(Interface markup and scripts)
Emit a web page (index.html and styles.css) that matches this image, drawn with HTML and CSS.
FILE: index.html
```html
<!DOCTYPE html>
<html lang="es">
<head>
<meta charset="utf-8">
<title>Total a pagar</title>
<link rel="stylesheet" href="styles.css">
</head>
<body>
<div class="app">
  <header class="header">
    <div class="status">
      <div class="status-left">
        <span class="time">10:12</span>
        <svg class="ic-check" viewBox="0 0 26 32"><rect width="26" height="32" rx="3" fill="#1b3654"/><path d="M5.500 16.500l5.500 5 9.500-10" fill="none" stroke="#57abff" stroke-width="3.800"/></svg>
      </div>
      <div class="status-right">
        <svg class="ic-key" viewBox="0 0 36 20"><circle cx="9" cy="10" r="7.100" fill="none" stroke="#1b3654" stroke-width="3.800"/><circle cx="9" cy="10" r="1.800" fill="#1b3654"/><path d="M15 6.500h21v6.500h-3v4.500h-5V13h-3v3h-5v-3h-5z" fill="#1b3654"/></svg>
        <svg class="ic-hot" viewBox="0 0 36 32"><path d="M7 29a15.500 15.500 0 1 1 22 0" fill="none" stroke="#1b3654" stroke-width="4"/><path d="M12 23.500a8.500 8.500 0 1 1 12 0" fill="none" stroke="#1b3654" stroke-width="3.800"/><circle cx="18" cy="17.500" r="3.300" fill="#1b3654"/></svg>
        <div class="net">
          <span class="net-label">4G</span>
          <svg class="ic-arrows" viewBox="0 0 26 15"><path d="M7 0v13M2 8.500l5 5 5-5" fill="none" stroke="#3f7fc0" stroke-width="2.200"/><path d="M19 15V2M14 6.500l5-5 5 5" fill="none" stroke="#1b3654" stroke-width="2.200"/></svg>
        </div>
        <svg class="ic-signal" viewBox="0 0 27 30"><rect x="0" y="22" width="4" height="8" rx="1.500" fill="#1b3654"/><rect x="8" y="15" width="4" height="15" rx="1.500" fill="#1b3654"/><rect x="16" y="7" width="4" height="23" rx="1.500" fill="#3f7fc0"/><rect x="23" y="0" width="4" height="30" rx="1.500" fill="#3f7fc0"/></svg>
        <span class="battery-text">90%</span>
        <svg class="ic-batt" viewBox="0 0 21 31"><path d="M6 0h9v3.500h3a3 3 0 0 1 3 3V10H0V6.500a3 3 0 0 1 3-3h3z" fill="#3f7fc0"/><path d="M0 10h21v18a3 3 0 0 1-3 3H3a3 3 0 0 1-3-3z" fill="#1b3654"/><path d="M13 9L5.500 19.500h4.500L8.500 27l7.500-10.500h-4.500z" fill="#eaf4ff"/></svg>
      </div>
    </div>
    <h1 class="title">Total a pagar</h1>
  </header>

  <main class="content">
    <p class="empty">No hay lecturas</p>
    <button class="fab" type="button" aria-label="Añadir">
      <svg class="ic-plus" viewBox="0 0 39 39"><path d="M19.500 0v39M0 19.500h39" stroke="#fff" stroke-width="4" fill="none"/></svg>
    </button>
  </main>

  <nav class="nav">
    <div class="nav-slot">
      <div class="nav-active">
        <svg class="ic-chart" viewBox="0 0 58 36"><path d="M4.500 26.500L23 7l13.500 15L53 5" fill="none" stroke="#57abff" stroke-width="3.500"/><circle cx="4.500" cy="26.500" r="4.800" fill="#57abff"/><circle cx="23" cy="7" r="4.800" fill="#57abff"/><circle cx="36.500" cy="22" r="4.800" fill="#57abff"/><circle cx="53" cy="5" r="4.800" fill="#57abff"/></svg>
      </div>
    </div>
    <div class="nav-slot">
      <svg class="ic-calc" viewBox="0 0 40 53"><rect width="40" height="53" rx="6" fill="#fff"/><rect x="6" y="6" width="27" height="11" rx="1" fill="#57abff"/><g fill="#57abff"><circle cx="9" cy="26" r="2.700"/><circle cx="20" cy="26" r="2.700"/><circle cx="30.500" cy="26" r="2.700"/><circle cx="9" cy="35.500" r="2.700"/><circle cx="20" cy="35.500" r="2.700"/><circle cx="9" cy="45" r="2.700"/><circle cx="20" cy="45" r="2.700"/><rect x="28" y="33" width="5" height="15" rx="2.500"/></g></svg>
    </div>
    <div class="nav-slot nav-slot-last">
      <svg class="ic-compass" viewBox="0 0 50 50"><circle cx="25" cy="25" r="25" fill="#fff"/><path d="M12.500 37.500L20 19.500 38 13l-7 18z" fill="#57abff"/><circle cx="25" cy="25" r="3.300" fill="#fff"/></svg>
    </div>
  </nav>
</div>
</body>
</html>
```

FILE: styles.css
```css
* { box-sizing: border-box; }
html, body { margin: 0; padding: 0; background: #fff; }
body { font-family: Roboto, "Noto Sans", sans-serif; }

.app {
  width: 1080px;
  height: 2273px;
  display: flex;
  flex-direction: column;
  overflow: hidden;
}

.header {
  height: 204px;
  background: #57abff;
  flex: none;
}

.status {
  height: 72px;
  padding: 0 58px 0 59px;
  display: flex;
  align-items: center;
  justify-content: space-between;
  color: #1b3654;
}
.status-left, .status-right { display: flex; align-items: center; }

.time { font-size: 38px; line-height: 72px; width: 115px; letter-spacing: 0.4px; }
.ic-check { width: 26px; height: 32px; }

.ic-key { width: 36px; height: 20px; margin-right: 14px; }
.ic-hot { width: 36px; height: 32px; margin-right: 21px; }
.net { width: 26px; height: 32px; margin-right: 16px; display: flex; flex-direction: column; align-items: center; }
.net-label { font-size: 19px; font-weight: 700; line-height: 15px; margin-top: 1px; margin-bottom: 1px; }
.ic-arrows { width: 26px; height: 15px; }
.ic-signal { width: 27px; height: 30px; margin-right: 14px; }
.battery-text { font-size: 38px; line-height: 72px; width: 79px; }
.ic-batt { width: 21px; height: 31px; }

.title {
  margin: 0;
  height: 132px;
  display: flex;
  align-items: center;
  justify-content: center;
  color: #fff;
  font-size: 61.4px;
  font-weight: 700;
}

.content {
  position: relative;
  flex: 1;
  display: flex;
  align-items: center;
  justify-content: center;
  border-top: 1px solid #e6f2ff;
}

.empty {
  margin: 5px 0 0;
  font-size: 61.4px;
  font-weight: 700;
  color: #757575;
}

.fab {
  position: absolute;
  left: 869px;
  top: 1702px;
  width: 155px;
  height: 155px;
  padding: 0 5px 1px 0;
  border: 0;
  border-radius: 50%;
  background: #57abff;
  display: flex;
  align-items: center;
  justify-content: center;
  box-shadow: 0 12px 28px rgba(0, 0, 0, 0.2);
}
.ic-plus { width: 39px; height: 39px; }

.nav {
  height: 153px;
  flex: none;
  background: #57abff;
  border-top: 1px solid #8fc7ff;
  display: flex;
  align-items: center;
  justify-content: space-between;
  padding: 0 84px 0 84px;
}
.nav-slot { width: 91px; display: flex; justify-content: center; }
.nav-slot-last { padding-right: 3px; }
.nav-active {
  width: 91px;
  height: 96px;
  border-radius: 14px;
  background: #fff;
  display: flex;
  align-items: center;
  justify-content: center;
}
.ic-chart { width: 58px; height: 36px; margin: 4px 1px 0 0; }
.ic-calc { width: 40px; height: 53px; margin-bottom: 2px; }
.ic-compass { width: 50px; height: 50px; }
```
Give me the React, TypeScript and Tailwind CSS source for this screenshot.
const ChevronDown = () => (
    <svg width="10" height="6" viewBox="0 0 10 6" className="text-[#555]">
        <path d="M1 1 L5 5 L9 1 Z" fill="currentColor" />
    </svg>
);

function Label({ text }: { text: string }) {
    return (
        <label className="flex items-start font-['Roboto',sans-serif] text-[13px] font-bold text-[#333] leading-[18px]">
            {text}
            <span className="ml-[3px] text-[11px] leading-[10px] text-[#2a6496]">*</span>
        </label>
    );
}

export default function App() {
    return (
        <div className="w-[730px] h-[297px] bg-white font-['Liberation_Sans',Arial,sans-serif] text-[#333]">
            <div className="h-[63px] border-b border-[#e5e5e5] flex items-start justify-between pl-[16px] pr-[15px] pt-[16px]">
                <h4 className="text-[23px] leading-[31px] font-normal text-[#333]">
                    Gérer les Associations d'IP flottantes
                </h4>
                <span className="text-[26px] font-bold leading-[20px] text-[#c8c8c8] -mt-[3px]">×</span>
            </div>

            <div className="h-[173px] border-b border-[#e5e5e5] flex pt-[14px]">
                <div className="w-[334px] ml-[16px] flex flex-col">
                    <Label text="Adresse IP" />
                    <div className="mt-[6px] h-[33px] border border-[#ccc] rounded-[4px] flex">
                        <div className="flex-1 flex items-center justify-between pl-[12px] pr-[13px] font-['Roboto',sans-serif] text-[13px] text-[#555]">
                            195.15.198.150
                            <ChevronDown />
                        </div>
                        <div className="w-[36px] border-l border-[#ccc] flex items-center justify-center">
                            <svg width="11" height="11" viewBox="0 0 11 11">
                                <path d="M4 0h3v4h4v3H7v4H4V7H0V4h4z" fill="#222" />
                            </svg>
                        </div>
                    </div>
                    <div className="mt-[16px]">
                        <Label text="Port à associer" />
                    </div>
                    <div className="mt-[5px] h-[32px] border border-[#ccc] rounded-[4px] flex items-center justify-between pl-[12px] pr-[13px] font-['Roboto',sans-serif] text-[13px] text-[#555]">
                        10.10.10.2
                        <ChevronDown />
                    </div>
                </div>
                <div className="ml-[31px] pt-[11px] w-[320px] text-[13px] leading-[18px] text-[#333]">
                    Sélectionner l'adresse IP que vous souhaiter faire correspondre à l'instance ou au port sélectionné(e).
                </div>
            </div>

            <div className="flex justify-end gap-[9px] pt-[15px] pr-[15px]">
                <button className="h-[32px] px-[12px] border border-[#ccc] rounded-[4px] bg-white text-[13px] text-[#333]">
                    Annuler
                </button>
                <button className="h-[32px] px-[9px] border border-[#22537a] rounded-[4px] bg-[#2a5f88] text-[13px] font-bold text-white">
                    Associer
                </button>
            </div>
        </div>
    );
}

**Set task**
Which lines hold the word "index"? Copy every one of them.

**Task response**
Emit a web page (index.html and styles.css) that matches this image, drawn with HTML and CSS.
FILE: index.html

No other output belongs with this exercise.